Trinity Western University president Bob Kuhn said he's disappointed with the decision of Advanced Education Minister Amrik Virk to revoke the government's consent granted a year ago.
The move follows a referendum decision by the Law Society of B.C. earlier this fall to revoke its accreditation for the law school.
Opponents in the legal community say TWU discriminates against gays and lesbians because of its controversial community covenant that bans sex outside of traditional marriage between a man and a woman.
Kuhn said TWU remains committed to launching the law school and must now carefully consider its options.
"It is difficult to conceive of a justifiable basis for the minister to have revoked his approval of the school of law program," he said. “We believe in diversity and the rights of all Canadians to their beliefs and values.”
Virk said in an emailed statement his decision to revoke approval means TWU can't enrol any students in the proposed law school.
"The current uncertainty over the status of the regulatory body approval means prospective graduates may not be able to be called to the bar, or practise law, in British Columbia," Virk said. "This is a significant change to the context in which I made my original decision."
The Law Society of B.C. voted 74 per cent against recognizing the new law school in the referendum, which was confirmed in a 25-1 vote of the society's board of governors.
The referendum was ordered after thousands of lawyers demanded the law profession's regulatory body reconsider its earlier decision.

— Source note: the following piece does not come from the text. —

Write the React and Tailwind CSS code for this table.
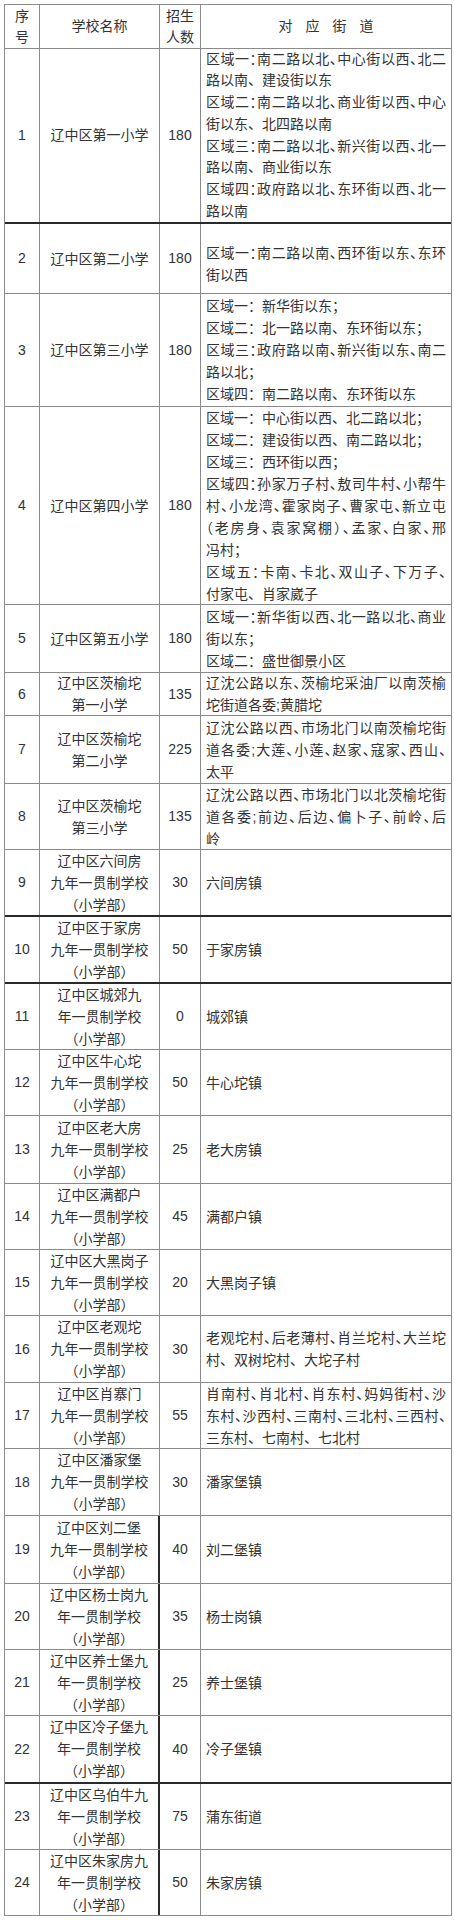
const ROWS = [
  {
    n: '1', name: ['辽中区第一小学'], count: '180', h: 175, lh: 21.75, thick: true,
    addr: [
      ['区域一：南二路以北、中心街以西、北二', 1],
      ['路以南、建设街以东', 0],
      ['区域二：南二路以北、商业街以西、中心', 1],
      ['街以东、北四路以南', 0],
      ['区域三：南二路以北、新兴街以西、北一', 1],
      ['路以南、商业街以东', 0],
      ['区域四：政府路以北、东环街以西、北一', 1],
      ['路以南', 0],
    ],
  },
  {
    n: '2', name: ['辽中区第二小学'], count: '180', h: 70, pt: 10,
    addr: [
      ['区域一：南二路以南、西环街以东、东环', 1],
      ['街以西', 0],
    ],
  },
  {
    n: '3', name: ['辽中区第三小学'], count: '180', h: 113,
    addr: [
      ['区域一：新华街以东；', 0],
      ['区域二：北一路以南、东环街以东；', 0],
      ['区域三：政府路以南、新兴街以东、南二', 1],
      ['路以北；', 0],
      ['区域四：南二路以南、东环街以东', 0],
    ],
  },
  {
    n: '4', name: ['辽中区第四小学'], count: '180', h: 198,
    addr: [
      ['区域一：中心街以西、北二路以北；', 0],
      ['区域二：建设街以西、南二路以北；', 0],
      ['区域三：西环街以西；', 0],
      ['区域四：孙家万子村、敖司牛村、小帮牛', 1],
      ['村、小龙湾、霍家岗子、曹家屯、新立屯', 1],
      ['（老房身、袁家窝棚）、孟家、白家、邢', 1],
      ['冯村；', 0],
      ['区域五：卡南、卡北、双山子、下万子、', 1],
      ['付家屯、肖家崴子', 0],
    ],
  },
  {
    n: '5', name: ['辽中区第五小学'], count: '180', h: 68,
    addr: [
      ['区域一：新华街以西、北一路以北、商业', 1],
      ['街以东；', 0],
      ['区域二：盛世御景小区', 0],
    ],
  },
  {
    n: '6', name: ['辽中区茨榆坨', '第一小学'], count: '135', h: 43,
    addr: [
      ['辽沈公路以东、茨榆坨采油厂以南茨榆', 1],
      ['坨街道各委;黄腊坨', 0],
    ],
  },
  {
    n: '7', name: ['辽中区茨榆坨', '第二小学'], count: '225', h: 68,
    addr: [
      ['辽沈公路以西、市场北门以南茨榆坨街', 1],
      ['道各委;大莲、小莲、赵家、寇家、西山、', 1],
      ['太平', 0],
    ],
  },
  {
    n: '8', name: ['辽中区茨榆坨', '第三小学'], count: '135', h: 66,
    addr: [
      ['辽沈公路以西、市场北门以北茨榆坨街', 1],
      ['道各委;前边、后边、偏卜子、前岭、后', 1],
      ['岭', 0],
    ],
  },
  { n: '9', name: ['辽中区六间房', '九年一贯制学校', '（小学部）'], count: '30', h: 67, thick: true, addr: [['六间房镇', 0]] },
  { n: '10', name: ['辽中区于家房', '九年一贯制学校', '（小学部）'], count: '50', h: 67, thick: true, addr: [['于家房镇', 0]] },
  { n: '11', name: ['辽中区城郊九', '年一贯制学校', '（小学部）'], count: '0', h: 66, addr: [['城郊镇', 0]] },
  { n: '12', name: ['辽中区牛心坨', '九年一贯制学校', '（小学部）'], count: '50', h: 66, addr: [['牛心坨镇', 0]] },
  { n: '13', name: ['辽中区老大房', '九年一贯制学校', '（小学部）'], count: '25', h: 68, addr: [['老大房镇', 0]] },
  { n: '14', name: ['辽中区满都户', '九年一贯制学校', '（小学部）'], count: '45', h: 66, addr: [['满都户镇', 0]] },
  { n: '15', name: ['辽中区大黑岗子', '九年一贯制学校', '（小学部）'], count: '20', h: 66, addr: [['大黑岗子镇', 0]] },
  {
    n: '16', name: ['辽中区老观坨', '九年一贯制学校', '（小学部）'], count: '30', h: 67,
    addr: [
      ['老观坨村、后老薄村、肖兰坨村、大兰坨', 1],
      ['村、双树坨村、大坨子村', 0],
    ],
  },
  {
    n: '17', name: ['辽中区肖寨门', '九年一贯制学校', '（小学部）'], count: '55', h: 66,
    addr: [
      ['肖南村、肖北村、肖东村、妈妈街村、沙', 1],
      ['东村、沙西村、三南村、三北村、三西村、', 1],
      ['三东村、七南村、七北村', 0],
    ],
  },
  { n: '18', name: ['辽中区潘家堡', '九年一贯制学校', '（小学部）'], count: '30', h: 67, addr: [['潘家堡镇', 0]] },
  { n: '19', name: ['辽中区刘二堡', '九年一贯制学校', '（小学部）'], count: '40', h: 68, bold: true, addr: [['刘二堡镇', 0]] },
  { n: '20', name: ['辽中区杨士岗九', '年一贯制学校', '（小学部）'], count: '35', h: 66, bold: true, addr: [['杨士岗镇', 0]] },
  { n: '21', name: ['辽中区养士堡九', '年一贯制学校', '（小学部）'], count: '25', h: 66, bold: true, addr: [['养士堡镇', 0]] },
  { n: '22', name: ['辽中区冷子堡九', '年一贯制学校', '（小学部）'], count: '40', h: 68, bold: true, thick: true, addr: [['冷子堡镇', 0]] },
  { n: '23', name: ['辽中区乌伯牛九', '年一贯制学校', '（小学部）'], count: '75', h: 66, bold: true, addr: [['蒲东街道', 0]] },
  { n: '24', name: ['辽中区朱家房九', '年一贯制学校', '（小学部）'], count: '50', h: 66, bold: true, addr: [['朱家房镇', 0]] },
];

function Row({ row }) {
  const lh = row.lh || 22;
  return (
    <div
      className={`flex border-b ${row.thick ? 'border-b-2 border-b-[#2a2a2a]' : 'border-b-[#8a8a8a]'}`}
      style={{ height: row.h }}
    >
      <div className="w-[35px] shrink-0 flex items-center justify-center border-r border-[#8a8a8a]">
        {row.n}
      </div>
      <div
        className={`w-[120px] shrink-0 flex flex-col items-center justify-center text-center ${
          row.bold ? 'border-r-2 border-[#2a2a2a]' : 'border-r border-[#8a8a8a]'
        }`}
        style={{ lineHeight: `${lh}px` }}
      >
        {row.name.map((l) => (
          <div key={l} className="whitespace-nowrap">{l}</div>
        ))}
      </div>
      <div className="w-[41px] shrink-0 flex items-center justify-center border-r border-[#8a8a8a]">
        {row.count}
      </div>
      <div
        className="flex-1 min-w-0 flex flex-col justify-center pl-[5px] pr-[5px]"
        style={{ lineHeight: `${lh}px`, paddingTop: row.pt || 0 }}
      >
        {row.addr.map(([t, full]) => (
          <div
            key={t}
            className={
              full
                ? 'whitespace-nowrap text-justify [text-align-last:justify] [font-feature-settings:"halt"]'
                : 'whitespace-nowrap'
            }
          >
            {t}
          </div>
        ))}
      </div>
    </div>
  );
}

export default function App() {
  return (
    <div className="min-h-[1920px] bg-white pt-[4px] pl-[4px] font-['Liberation_Sans','Noto_Sans_CJK_SC',sans-serif] text-[14px] text-[#333]">
      <div className="w-[448px] border border-b-0 border-[#8a8a8a]">
        {/* header */}
        <div className="flex h-[44px] border-b border-[#8a8a8a]">
          <div className="w-[35px] shrink-0 flex flex-col items-center justify-center leading-[21px] border-r border-[#8a8a8a]">
            <div>序</div>
            <div>号</div>
          </div>
          <div className="w-[120px] shrink-0 flex items-center justify-center border-r border-[#8a8a8a]">
            学校名称
          </div>
          <div className="w-[41px] shrink-0 flex flex-col items-center justify-center leading-[21px] border-r border-[#8a8a8a]">
            <div>招生</div>
            <div>人数</div>
          </div>
          <div className="flex-1 flex items-center justify-center tracking-[13px] pl-[13px]">
            对应街道
          </div>
        </div>

        {ROWS.map((r) => (
          <Row key={r.n} row={r} />
        ))}
      </div>
    </div>
  );
}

The law school was approved by the provincial government in December 2013 but the law society controls who can practise as a lawyer in B.C.
Virk had indicated he was reconsidering the province's earlier consent, which followed the recommendation of the Degree Quality Assessment Board and the preliminary approval of the Federation of Law Societies of Canada.
The law school was to open in the fall of 2016.
TWU's law school is also being blocked by law societies in Ontario and Nova Scotia and the university has mounted court challenges that could end up before the Supreme Court of Canada.
TWU previously won a Supreme Court of Canada victory in 2001 on grounds of religious freedom over its faith-based teacher training program, which the B.C. College of Teachers had refused to recognize.
Virk indicated TWU may be able to renew its request for consent if it wins in court.